Athletics: Cloud still hangs over the future of Murray
Gary Murray had a disappointing run to finish back in 39th place at the European Cross-Country Championships at San Giorgio su Legnano near Milan.
Twelfth in 2005, Murray never came to terms with the pace of the leaders and allowed Mark Kenneally, in 31st, to lead the Irish squad home.
Vinny Mulvey was next across the line in 35th with reigning Waterside Half Marathon champion Joe McAlister completing the Irish scoring quartet in 52nd.
It could not have helped Murray that he went into the race with a cloud hanging over the future of his athletics career.
Despite winning national titles over 1,500m, 5,000m and cross-country in the past two years, the only financial assistance the 25-year-old got this year was a paltry handout of less than €1,000 from the Irish Sports Council.
And that was grudgingly given to him only after an appeal - now Athletics Ireland has threatened to withdraw that.
"Even if I get in the top 10 at the Europeans, I am getting no funding next year, that is clear," Murray had said prior to his departure for Italy.
"If I finish in the top six, they will consider giving me the money I am owed for this year.
"It's a disgrace - they walk all over athletes in this country - see us as their product and if one is not producing, in their minds, satisfactorily they are discarded.

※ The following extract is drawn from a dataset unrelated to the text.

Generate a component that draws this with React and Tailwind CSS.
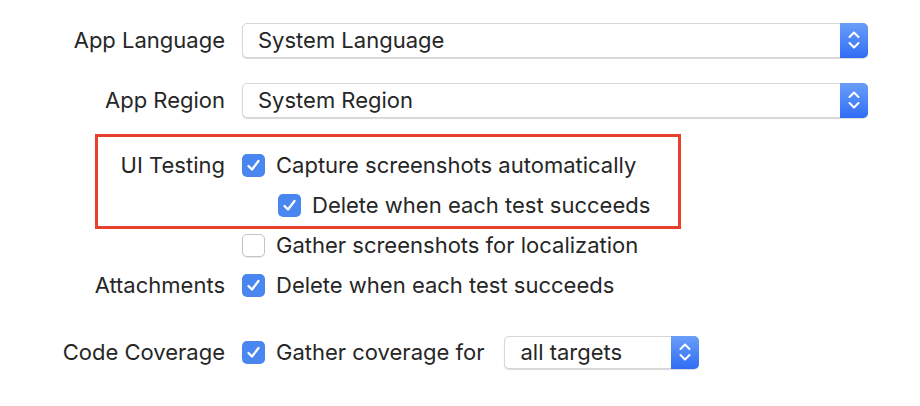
import React from "react";

const font = { fontFamily: "Inter, 'Noto Sans', 'Liberation Sans', sans-serif" };

function Check({ checked = true }) {
  if (!checked) {
    return (
      <div className="w-[23px] h-[23px] rounded-[5px] border border-[#c4c4c4] bg-white shadow-[0_1px_1px_rgba(0,0,0,0.08)] shrink-0" />
    );
  }
  return (
    <div className="w-[23px] h-[23px] rounded-[5px] bg-[#4a86f0] flex items-center justify-center shrink-0">
      <svg width="15" height="15" viewBox="0 0 15 15" fill="none">
        <path d="M2.5 8 L6 11.5 L12.5 3" stroke="white" strokeWidth="2.3" strokeLinecap="round" strokeLinejoin="round" />
      </svg>
    </div>
  );
}

function Stepper() {
  return (
    <div className="w-[28px] self-stretch bg-gradient-to-b from-[#6a9ef8] to-[#2f6cf4] rounded-r-[5px] flex items-center justify-center -my-px -mr-px">
      <svg width="12" height="20" viewBox="0 0 12 20" fill="none">
        <path d="M1.5 7 L6 2.5 L10.5 7" stroke="white" strokeWidth="2" strokeLinecap="round" strokeLinejoin="round" />
        <path d="M1.5 13 L6 17.5 L10.5 13" stroke="white" strokeWidth="2" strokeLinecap="round" strokeLinejoin="round" />
      </svg>
    </div>
  );
}

function Popup({ text, className }) {
  return (
    <div className={"flex items-stretch bg-white border border-[#d6d6d6] rounded-[5px] shadow-[0_1px_1px_rgba(0,0,0,0.15)] " + className}>
      <div className="flex-1 flex items-center pl-[15px] text-[22px] text-[#262626]">{text}</div>
      <Stepper />
    </div>
  );
}

function Row({ label, children, className = "" }) {
  return (
    <div className={"flex items-center h-[40px] " + className}>
      <div className="w-[225px] text-right text-[22px] text-[#262626] shrink-0">{label}</div>
      <div className="ml-[17px] flex items-center flex-1">{children}</div>
    </div>
  );
}

function CheckItem({ checked, text, indent }) {
  return (
    <div className={"flex items-center " + (indent ? "ml-[36px]" : "")}>
      <Check checked={checked} />
      <span className="ml-[11px] text-[22px] text-[#262626]">{text}</span>
    </div>
  );
}

export default function App() {
  return (
    <div className="relative w-[920px] h-[406px] bg-white overflow-hidden" style={font}>
      <div className="flex flex-col pt-[20px]">
        <Row label="App Language">
          <Popup text="System Language" className="w-[626px] h-[35px]" />
        </Row>
        <Row label="App Region" className="mt-[20px]">
          <Popup text="System Region" className="w-[626px] h-[35px]" />
        </Row>
        <Row label="UI Testing" className="mt-[25px]">
          <CheckItem checked text="Capture screenshots automatically" />
        </Row>
        <Row label="">
          <CheckItem checked indent text="Delete when each test succeeds" />
        </Row>
        <Row label="">
          <CheckItem checked={false} text="Gather screenshots for localization" />
        </Row>
        <Row label="Attachments">
          <CheckItem checked text="Delete when each test succeeds" />
        </Row>
        <Row label="Code Coverage" className="mt-[27px]">
          <CheckItem checked text="Gather coverage for" />
          <Popup text="all targets" className="ml-[20px] w-[195px] h-[33px]" />
        </Row>
      </div>
      <div className="absolute left-[95px] top-[134px] w-[586px] h-[95px] border-[3px] border-[#e8402c] pointer-events-none" />
    </div>
  );
}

"If such stringent performance targets were applied to them before each payment they receive, then most would be penniless.
"People getting paid €70,000 a year to find reasons to keep €750 off an athlete is shocking. No contact was made to ask me why my performances were down and if anything could be done - instead they pretended that they lost my number!"
At the sharp end of the race, European 5,000m silver medallist Mo Farah became only the second Briton to lift the men's title with an impressive win.
The 23-year-old won by seven seconds from Portugal's Fernando Silva and Spaniard Juan de la Ossa. Seven-time champion Sergey Lebid of Ukraine had to settle for 12th on this occasion.
The Irish woman also finished in the same team placing (8th) as the men with Sligo's Mary Cullen leading them home in 14th. Aoife Byrne (42), Orla Mahoney (46) and Pauline Curley (51) completed the counters.
Ukraine's Tatyana Golovchenko edged out Mariya Konovalova of Russia for the gold medal with Serbia's Olivera Jevtic in third.
Fionnuala Britton provided the only ray of sunshine on a day when Ireland's cross country runners were found sadly wanting.
The 22-year-old Wicklow woman revelled in the firm conditions to take the silver medal in the inaugural U23 woman's race as Ireland failed to land a team medal in any of the six races.